**TASK TO CARRY OUT:**
Write each line of the material exactly as given, from the top through the line that contains "color: #222;", and omit all pictures.

--- start ---

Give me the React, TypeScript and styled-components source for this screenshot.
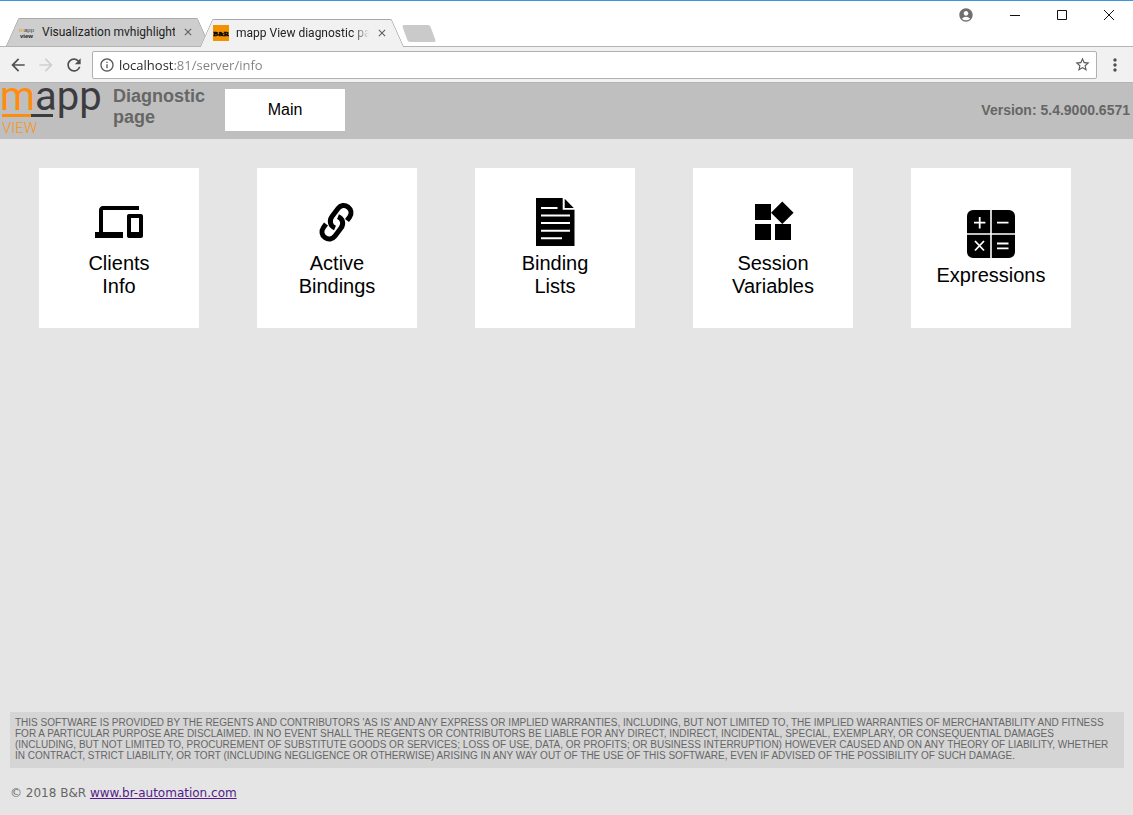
import React from "react";
import styled, { createGlobalStyle } from "styled-components";
import {
  MdAccountCircle,
  MdArrowBack,
  MdArrowForward,
  MdClose,
  MdInfoOutline,
  MdMoreVert,
  MdRefresh,
  MdStarBorder,
} from "react-icons/md";

const GlobalStyle = createGlobalStyle`
  *, *::before, *::after { box-sizing: border-box; }
  body { margin: 0; background: #e5e5e5; font-family: "Liberation Sans", Arial, sans-serif; }
  button { border: 0; padding: 0; background: none; font: inherit; color: inherit; cursor: pointer; }
`;

const Window = styled.div`
  display: flex;
  flex-direction: column;
  min-height: 100vh;
`;

/* ---------- browser frame ---------- */

const TitleBar = styled.div`
  display: flex;
  justify-content: space-between;
  height: 47px;
  background: #fff;
  border-top: 1px solid #3c96dc;
  border-bottom: 1px solid #b4b4b4;
`;

const TabStrip = styled.div`
  display: flex;
  align-items: flex-end;
  gap: 2px;
  padding-left: 12px;
`;

const Tab = styled.div<{ $active?: boolean }>`
  position: relative;
  z-index: ${(p) => (p.$active ? 1 : 0)};
  display: flex;
  align-items: center;
  width: 192px;
  height: 28px;
  margin-bottom: ${(p) => (p.$active ? "-1px" : "0")};
  padding: 0 10px 0 7px;
  font: 12px/16px Roboto, "Segoe UI", sans-serif;
  color: #222;

  &::before,
  &::after {
    content: "";
    position: absolute;
    z-index: -1;
    top: 0;
    bottom: 0;
    background: ${(p) => (p.$active ? "#f1f1f1" : "#cecece")};
    border: 1px solid #a8a8a8;
    border-bottom: 0;
  }
  &::before {
    left: 0;
    right: 20px;
    border-right: 0;
    border-top-left-radius: 2px;
    transform: skewX(-24deg);
  }
  &::after {
    left: 20px;
    right: 0;
    border-left: 0;
    border-top-right-radius: 2px;
    transform: skewX(24deg);
  }
`;

const TabTitle = styled.span<{ $fade?: boolean }>`
  flex: 1;
  min-width: 0;
  margin-left: 7px;
  overflow: hidden;
  white-space: nowrap;
  ${(p) => p.$fade && "mask-image: linear-gradient(to right, #000 88%, transparent);"}
`;

const TabClose = styled.button`
  display: flex;
  margin-left: 7px;
  color: #5a5a5a;
`;

const NewTab = styled.button`
  width: 28px;
  height: 17px;
  margin: 0 0 4px 5px;
  background: #cacaca;
  border-radius: 2px;
  transform: skewX(20deg);
`;

const WindowControls = styled.div`
  display: flex;
  height: 28px;
  padding-right: 1px;
`;

const WindowButton = styled.button<{ $width?: number }>`
  display: flex;
  align-items: center;
  justify-content: center;
  width: ${(p) => p.$width ?? 47}px;
  color: #111;
`;

const Toolbar = styled.div`
  display: flex;
  align-items: center;
  height: 36px;
  padding: 0 4px;
  background: #f1f1f1;
  border-bottom: 1px solid #b4b4b4;
`;

const ToolButton = styled.button`
  display: flex;
  align-items: center;
  justify-content: center;
  width: 28px;
  height: 28px;
  color: #505050;
  &:disabled { color: #cfcfcf; }
`;

const AddressBar = styled.div`
  display: flex;
  flex: 1;
  align-items: center;
  height: 28px;
  margin: 0 4px;
  padding: 0 5px 0 6px;
  background: #fff;
  border: 1px solid #b0b0b0;
  border-radius: 2px;
  color: #5a5a5a;
`;

const AddressInput = styled.input`
  flex: 1;
  min-width: 0;
  margin-left: 4px;
  padding: 0;
  border: 0;
  outline: 0;
  font: 13px/20px "Open Sans", "Segoe UI", sans-serif;
  color: #808080;
  background: linear-gradient(to right, #222 55px, #808080 55px);
  background-clip: text;
  -webkit-text-fill-color: transparent;
`;

/* ---------- page ---------- */

const Header = styled.header`
  display: flex;
  align-items: flex-start;
  height: 56px;
  background: #bfbfbf;
`;

const PageTitle = styled.h1`
  width: 112px;
  margin: 3px 0 0 11px;
  font-size: 18px;
  line-height: 21px;
  color: #666;
`;

const MainButton = styled.button`
  width: 120px;
  height: 42px;
  margin-top: 6px;
  background: #fff;
  font-size: 16px;
  color: #000;
`;

const Version = styled.div`
  margin: 19px 3px 0 auto;
  font-size: 14px;
  line-height: 16px;
  font-weight: bold;
  color: #666;
`;

const Tiles = styled.main`
  display: flex;
  flex: 1;
  flex-wrap: wrap;
  align-content: flex-start;
  gap: 58px;
  padding: 29px 39px;
`;

const Tile = styled.button`
  display: flex;
  flex-direction: column;
  align-items: center;
  justify-content: center;
  gap: 6px;
  width: 160px;
  height: 160px;
  background: #fff;
  font-size: 20px;
  line-height: 23px;
  color: #000;
`;

const TileLabel = styled.span`
  width: min-content;
`;

const Footer = styled.footer`
  padding: 0 9px 14px 10px;
  color: #666;
`;

const Disclaimer = styled.p`
  margin: 0 0 17px;
  padding: 5px 10px 7px 5px;
  background: #d5d5d5;
  font-size: 10px;
  line-height: 11px;
`;

const Copyright = styled.div`
  font: 12px/16px "DejaVu Sans", Verdana, sans-serif;
  a { color: #551a8b; }
`;

/* ---------- drawings ---------- */

const LogoSvg = styled.svg`
  flex: none;
  overflow: visible;
`;

const MappFavicon = () => (
  <svg width="16" height="16" viewBox="0 0 16 16" fontFamily="Liberation Sans, sans-serif" fontSize="6" aria-hidden="true">
    <text x="0" y="8" fill="#444"><tspan fill="#f39200">m</tspan>app</text>
    <text x="1" y="14" fill="#222" fontWeight="bold">view</text>
  </svg>
);

const BrFavicon = () => (
  <svg width="16" height="16" viewBox="0 0 16 16" aria-hidden="true">
    <rect width="16" height="16" fill="#f39200" />
    <text x="8" y="11" textAnchor="middle" fontFamily="Liberation Serif, serif" fontWeight="bold" fontSize="7" stroke="#000" strokeWidth="0.5">B&amp;R</text>
  </svg>
);

const MappLogo = () => (
  <LogoSvg width="102" height="56" viewBox="0 0 102 56" role="img" aria-label="mapp View">
    <text x="0" y="27" fontFamily="Roboto, sans-serif" fontSize="40" fill="#3c3c40"><tspan fill="#ff8c0f">m</tspan>app</text>
    <path d="M2 32.500H31" stroke="#ff8c0f" strokeWidth="3" />
    <path d="M31 32.500H53" stroke="#3c3c40" strokeWidth="3" />
    <text x="2" y="50" fontFamily="Roboto, sans-serif" fontWeight="300" fontSize="15" fill="#f79420">VIEW</text>
  </LogoSvg>
);

const TileIcon = ({ children }: { children: React.ReactNode }) => (
  <svg width="48" height="48" viewBox="0 0 48 48" fill="none" aria-hidden="true">{children}</svg>
);

const linkHalf = "M34 22.500L36.600 19C39 15.500 38.300 11.500 35 9C31.700 6.500 27.500 7.200 25 10.500L19 18.500C16 22.500 17 28 22 30";

const tiles = [
  {
    label: "Clients Info",
    icon: <path fill="#000" d="M8 12h36V8H8c-2.200 0-4 1.800-4 4v22H0v6h28v-6H8V12zm38 4H34c-1.100 0-2 .9-2 2v20c0 1.100.9 2 2 2h12c1.100 0 2-.9 2-2V18c0-1.100-.9-2-2-2zm-2 18h-8V20h8v14z" />,
  },
  {
    label: "Active Bindings",
    icon: (
      <g stroke="#000" strokeWidth="5">
        <path d={linkHalf} />
        <path d={linkHalf} transform="rotate(180 23.500 24.300)" />
      </g>
    ),
  },
  {
    label: "Binding Lists",
    icon: (
      <>
        <path fill="#000" d="M5 0H31.700V11.700H43.500V48H5zM33.700 .8L42.800 10H33.700z" />
        <path stroke="#fff" strokeWidth="2" d="M10 10H26.500M10 17.500H39M10 25H39M10 32.700H39M10 40.300H31" />
      </>
    ),
  },
  {
    label: "Session Variables",
    icon: <path fill="#000" d="M26 26v16h16V26H26zM6 42h16V26H6v16zM6 6v16h16V6H6zm27.300-2.600L22 14.700 33.300 26l11.300-11.300L33.300 3.400z" />,
  },
  {
    label: "Expressions",
    icon: (
      <>
        <path fill="#000" d="M6 0H23.200V23.200H0V6A6 6 0 0 1 6 0zM24.800 0H42A6 6 0 0 1 48 6V23.200H24.800zM0 24.800H23.200V48H6A6 6 0 0 1 0 42zM24.800 24.800H48V42A6 6 0 0 1 42 48H24.800z" />
        <path stroke="#fff" strokeWidth="1.800" d="M7 12.700H18.400M12.700 7V18.400M30 12.700H41.500M8 31L17 40.500M17 31L8 40.500M30 33.500H41.500M30 38.300H41.500" />
      </>
    ),
  },
];

export default function App() {
  return (
    <Window>
      <GlobalStyle />
      <TitleBar>
        <TabStrip>
          <Tab>
            <MappFavicon />
            <TabTitle>Visualization mvhighlight</TabTitle>
            <TabClose aria-label="Close tab"><MdClose size={12} /></TabClose>
          </Tab>
          <Tab $active>
            <BrFavicon />
            <TabTitle $fade>mapp View diagnostic page</TabTitle>
            <TabClose aria-label="Close tab"><MdClose size={12} /></TabClose>
          </Tab>
          <NewTab aria-label="New tab" />
        </TabStrip>
        <WindowControls>
          <WindowButton $width={50} aria-label="Profile"><MdAccountCircle size={16} color="#6e6e6e" /></WindowButton>
          <WindowButton aria-label="Minimize">
            <svg width="10" height="10" viewBox="0 0 10 10"><path d="M0 5.500H10" stroke="currentColor" /></svg>
          </WindowButton>
          <WindowButton aria-label="Maximize">
            <svg width="10" height="10" viewBox="0 0 10 10"><path d="M.5 .5H9.500V9.500H.5z" fill="none" stroke="currentColor" /></svg>
          </WindowButton>
          <WindowButton aria-label="Close">
            <svg width="10" height="10" viewBox="0 0 10 10"><path d="M0 0L10 10M10 0L0 10" stroke="currentColor" /></svg>
          </WindowButton>
        </WindowControls>
      </TitleBar>

      <Toolbar>
        <ToolButton aria-label="Back"><MdArrowBack size={20} /></ToolButton>
        <ToolButton aria-label="Forward" disabled><MdArrowForward size={20} /></ToolButton>
        <ToolButton aria-label="Reload"><MdRefresh size={20} /></ToolButton>
        <AddressBar>
          <MdInfoOutline size={16} />
          <AddressInput aria-label="Address" defaultValue="localhost:81/server/info" spellCheck={false} />
          <MdStarBorder size={17} />
        </AddressBar>
        <ToolButton aria-label="Menu"><MdMoreVert size={20} /></ToolButton>
      </Toolbar>

      <Header>
        <MappLogo />
        <PageTitle>Diagnostic<br />page</PageTitle>
        <MainButton>Main</MainButton>
        <Version>Version: 5.4.9000.6571</Version>
      </Header>

      <Tiles>
        {tiles.map((tile) => (
          <Tile key={tile.label}>
            <TileIcon>{tile.icon}</TileIcon>
            <TileLabel>{tile.label}</TileLabel>
          </Tile>
        ))}
      </Tiles>

      <Footer>
        <Disclaimer>
          THIS SOFTWARE IS PROVIDED BY THE REGENTS AND CONTRIBUTORS 'AS IS' AND ANY EXPRESS OR IMPLIED WARRANTIES,
          INCLUDING, BUT NOT LIMITED TO, THE IMPLIED WARRANTIES OF MERCHANTABILITY AND FITNESS FOR A PARTICULAR PURPOSE
          ARE DISCLAIMED. IN NO EVENT SHALL THE REGENTS OR CONTRIBUTORS BE LIABLE FOR ANY DIRECT, INDIRECT, INCIDENTAL,
          SPECIAL, EXEMPLARY, OR CONSEQUENTIAL DAMAGES (INCLUDING, BUT NOT LIMITED TO, PROCUREMENT OF SUBSTITUTE GOODS
          OR SERVICES; LOSS OF USE, DATA, OR PROFITS; OR BUSINESS INTERRUPTION) HOWEVER CAUSED AND ON ANY THEORY OF
          LIABILITY, WHETHER IN CONTRACT, STRICT LIABILITY, OR TORT (INCLUDING NEGLIGENCE OR OTHERWISE) ARISING IN ANY
          WAY OUT OF THE USE OF THIS SOFTWARE, EVEN IF ADVISED OF THE POSSIBILITY OF SUCH DAMAGE.
        </Disclaimer>
        <Copyright>
          © 2018 B&amp;R <a href="http://www.br-automation.com">www.br-automation.com</a>
        </Copyright>
      </Footer>
    </Window>
  );
}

--- end ---

**WRITTEN REPLY:**
Give me the React, TypeScript and styled-components source for this screenshot.
import React from "react";
import styled, { createGlobalStyle } from "styled-components";
import {
  MdAccountCircle,
  MdArrowBack,
  MdArrowForward,
  MdClose,
  MdInfoOutline,
  MdMoreVert,
  MdRefresh,
  MdStarBorder,
} from "react-icons/md";

const GlobalStyle = createGlobalStyle`
  *, *::before, *::after { box-sizing: border-box; }
  body { margin: 0; background: #e5e5e5; font-family: "Liberation Sans", Arial, sans-serif; }
  button { border: 0; padding: 0; background: none; font: inherit; color: inherit; cursor: pointer; }
`;

const Window = styled.div`
  display: flex;
  flex-direction: column;
  min-height: 100vh;
`;

/* ---------- browser frame ---------- */

const TitleBar = styled.div`
  display: flex;
  justify-content: space-between;
  height: 47px;
  background: #fff;
  border-top: 1px solid #3c96dc;
  border-bottom: 1px solid #b4b4b4;
`;

const TabStrip = styled.div`
  display: flex;
  align-items: flex-end;
  gap: 2px;
  padding-left: 12px;
`;

const Tab = styled.div<{ $active?: boolean }>`
  position: relative;
  z-index: ${(p) => (p.$active ? 1 : 0)};
  display: flex;
  align-items: center;
  width: 192px;
  height: 28px;
  margin-bottom: ${(p) => (p.$active ? "-1px" : "0")};
  padding: 0 10px 0 7px;
  font: 12px/16px Roboto, "Segoe UI", sans-serif;
  color: #222;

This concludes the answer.